Delhi, known as the “city of cities,” is India’s only union territory with its own legislature, high court and executive council of states headed by a chief minister.  My cousin, who lives in the booming suburbia of Gurgaun, off Delhi, fills me in with the political gossip. There is a new party called the AamAdmi—literally the party of the ordinary man, which whipped both the Congress and the BJP in the last state election.  Its new chief minister, who is equal to the head of this State, a man called Arjun Kejrival, was initially an anti-corruption activist. Within 24 hours of being elected in Delhi, he reduced both electric and water charges for ordinary people, got rid of the middle man who was fattening his pocket.

Kejrival refuses a fancy car or police escort and travelled to his swearing in on the metro. His party claims that the “common people of India remain unheard and unseen, except when it suits politicians to consider them.” The party has worked with the Gandhian concept of “self-governance, community-building and decentralisation.”

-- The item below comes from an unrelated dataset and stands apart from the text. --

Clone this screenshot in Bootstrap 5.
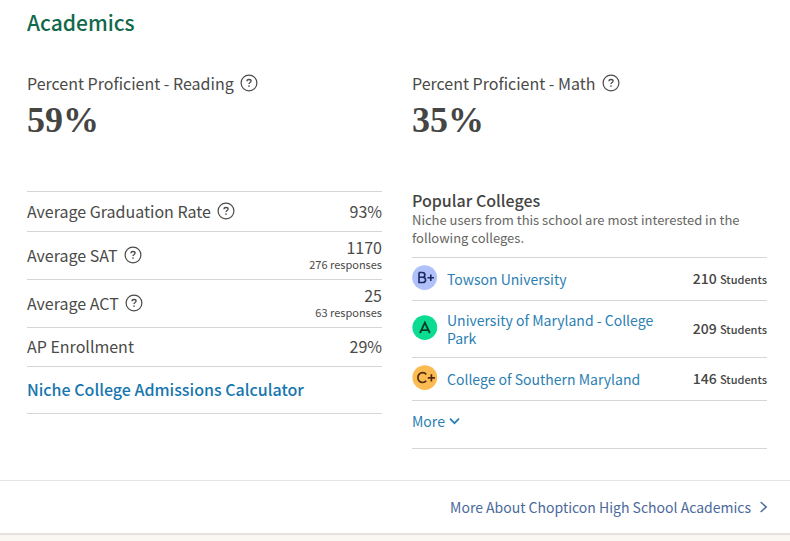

India’s young and old, middle class and aristocracy, are all going for it. Everyone who is fed-up of corruption and expressive bureaucracy is going for it, India is ready for a change. People say with finality that the Gandhi dynasty is on its way out.

This new party, I think, breathing in the Indian air with its particular mixture of tea and smoke, fuel and fresh lime, cool sunshine and dusty trees, I hope will bring a drastic change to India as the green revolution where the country became self sufficient with food, with technology, with its massive middle class of over 300 million people, and with education.

If corruption is dealt with, India could become a giant among nations.